When we talk about cost, yes we should consider the cost of the service itself, but we should also consider the Total Cost of Ownership as well.

Familiarise yourself and learn how to read the pricing tables of various services on AWS.
Create budget alerts to avoid unexpected bills.
Include cost optimisation as part of your design stage.
Get comfortable with using Cost Explorer - when costs spike it's important to understand how to drill down into costs.

Serverless First

Serverless has grown to mean many things and can even mean something different depending on whose cloud you are paying for. But for our team and for the purpose of this article, serverless is a way of building and running applications without having to manage the underlying infrastructure on AWS.

Of course there are still servers running in a data centre somewhere but those servers are not our responsibility. With Serverless we as developers can focus on our core product instead of worrying about managing and operating servers or runtimes.

By choosing “Serverless” or “Managed Services” as much as possible we allow AWS to do the “undifferentiated heavy lifting” for us. These are things that are important for the product to function but do not differentiate it from your competitors.

The benefits of Serverless are clear:

No infrastructure provisioning or maintenance
Automatic scaling
Pay for what you use
Highly available and secure

What we don't want to be is dogmatic, it’s very tempting to be “Serverless Only”, however in certain circumstances this can lead to increased complexity (for no reason) and increased cost (especially at a certain scale).

Serverless first means to treat it as the first step, use it to make a start and iterate quickly but don't be sad if it’s not a good fit for certain customers or workloads.

Furthermore it’s important to treat any decision you make as a “two way door”, architecture decisions are never final, if something doesn't work or starts to cost too much, change it!

Master the basics

It’s entirely possible that you land on a Serverless project and avoid having to do some of the undifferentiated heavy lifting we have already eluded to. But this doesn't mean you should be ignorant to it. Networking concepts and core AWS services should be understood, even if they are not part of the “Serverless” offering.

AWS Certifications are a great way to be exposed to these kinds of topics.
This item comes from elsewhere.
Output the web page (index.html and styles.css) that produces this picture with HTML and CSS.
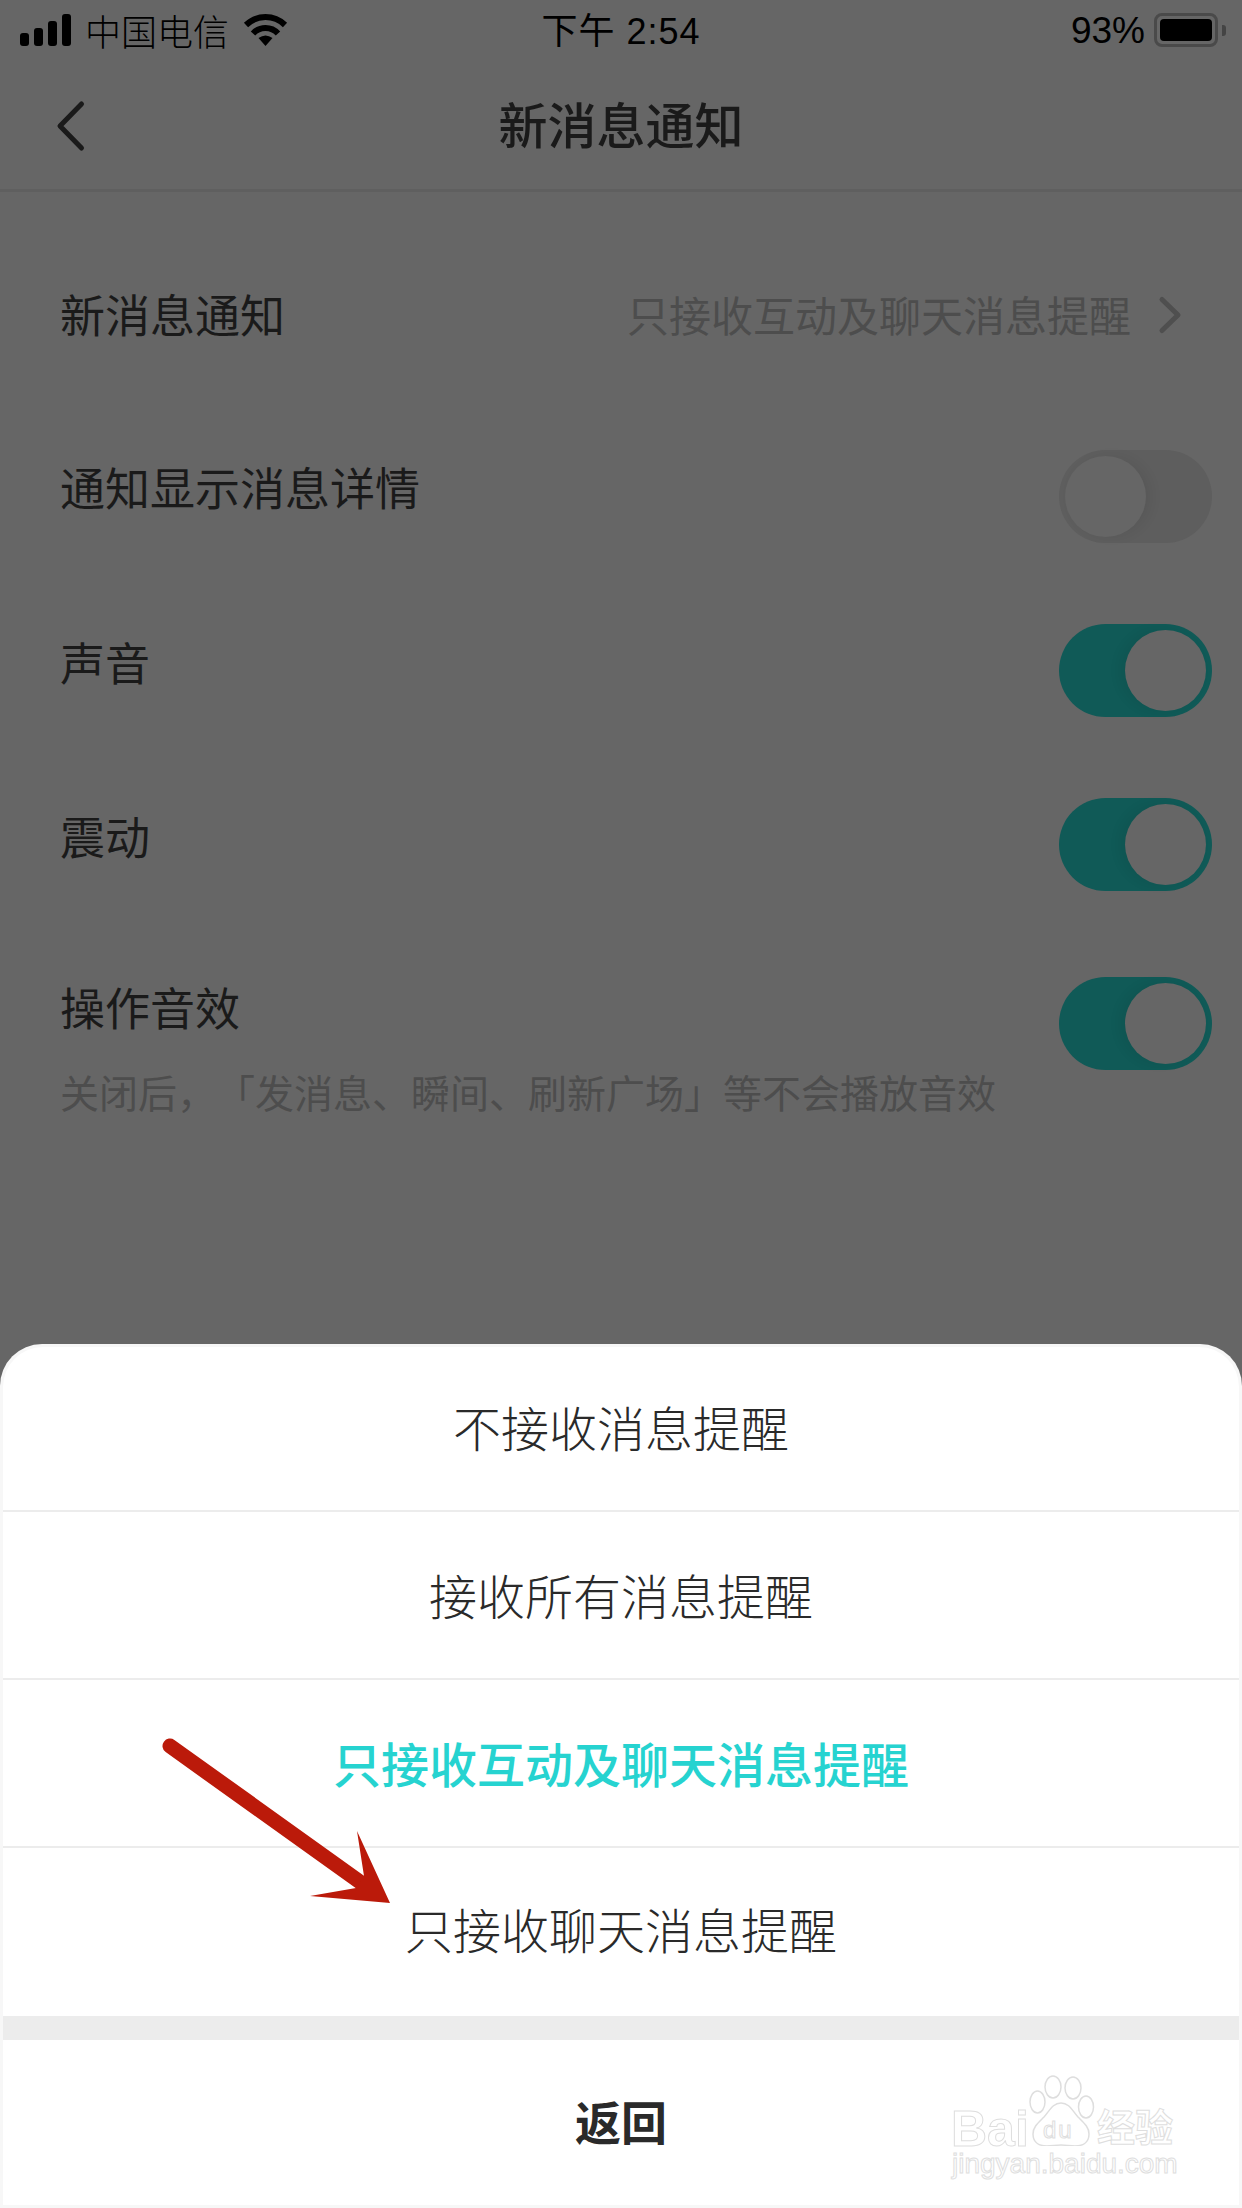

Check out my colleague Tom’s post for more info) but as a start I cannot recommend the free “Tech Fundamentals” course by Adrian Cantrill enough. It is not AWS specific but covers fundamental knowledge that will help you design, develop and debug applications in the cloud.

Automate everything

We’ve mentioned Infrastructure as code a number of times already. Using IaC frameworks ensures that we have consistency and repeatability in resource provisioning and management. While you might not be dealing with physical servers, I find the Snowflake Server concept a really nice way of reminding myself why we spend time automating deployments.

Snowflakes are unique:

good for a ski resort, bad for a data center.

We’ve got quite a bit of experience using CDK across a number of projects, so I would recommend it as a great place to start. There are a number of posts on our blog which help cover some fundamental aspects:

CDK Lessons learned - https://instil.co/blog/cdk-lessons-learned/
Improving the CDK development cycle - https://instil.co/blog/improving-cdk-development-cycle/

An added benefit of CDK is that there are plenty of ready made constructs and patterns for you to re-use on your projects.

Well-Architected Framework

The Well-Architected Framework could be considered “the mother of all AWS best practice guides”. It breaks down what a well architected application looks like using 6 pillars:

Operational Excellence
Security
Reliability
Performance Efficiency
Cost Optimisation
Sustainability

While I hope you have found this post useful, I would recommend you use it as a start, and then branch into the Well-Architected Pillars for further reading and then apply what you have learnt to your projects.

There is also a Well-Architected Tool that can help you assess your application against these pillars. It’s important to note that this is not a “checklist” and you should not aim for a “perfect score”. Instead it should be used as a guide to help you identify areas of improvement.